Prosecutors say the $500,000 — including $100,000 to former USC athletics official Donna Heinel and $400,000 to Singer’s fake charity — constituted illegal bribes. Heinel has pleaded not guilty and repeatedly has declined to comment. Singer has pleaded guilty to several charges and is cooperating with the prosecution in the case.

But attorneys for Loughlin and Giannulli have argued the money was part of a legitimate practice in which universities “regularly solicit donations from the families of prospective students” that can impact the students’ chances of admission. They have also accused prosecutors of withholding evidence that they say exonerates their clients.

In a recently released filing, for example, defense attorneys highlighted notes Singer wrote on his iPhone in which he said prosecutors were asking him to tell a “fib” to his clients.

“They continue to ask me to tell a fib and not restate what I told my clients as to where their money was going — to the program not the coach and that it was a donation and they want it to be a payment,” the highly redacted notes in Singer’s phone accompanying the motion said.

In a follow-up to that filing, Loughlin and Giannulli’s legal team filed a document further criticizing the government’s handling of evidence in the case and called for a hearing about the matter.
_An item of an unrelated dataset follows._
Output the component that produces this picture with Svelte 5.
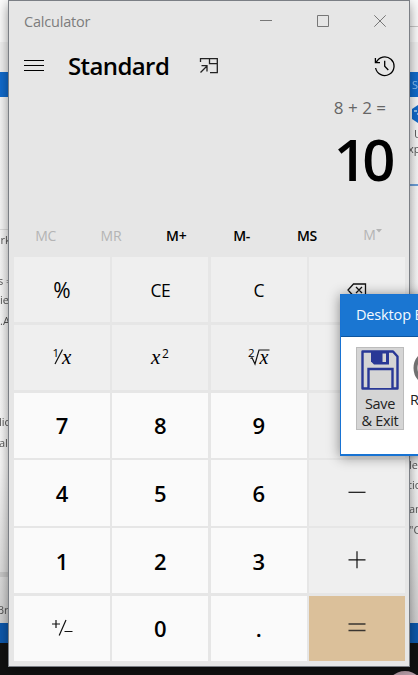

They called the handling of this evidence “egregious prosecutorial misconduct.”

How an eight-defendant trial works

Combining multiple defendants into one trial is common and helps save time and resources, Honig said.

In addition, Honig said a full courtroom will show to the jury the sense of importance and significance to the case as opposed to a trial with a lone defendant.

In general, prosecutors prefer to try a larger group of defendants while defense attorneys want their clients to be tried alone or in smaller groups, Honig said, although that depends on the specifics of the case.

“Generally speaking, prosecutors like to give a jury a fuller picture of the conspiracy and who was involved, and it tends to resonate more with the jury if you have more of those people actually on trial actually sitting in the courtroom,” he said.

Of course, the judge will instruct the jury that the defendants are to be considered individually and not as a whole. Still, it’s an issue that defense attorneys will be sure to emphasize.

“Defense lawyers worry about that. The sweeping verdict where a jury just says ‘they’re all guilty’ without differentiating defendant 1 from defendant 2 from defendant 3,” Honig said.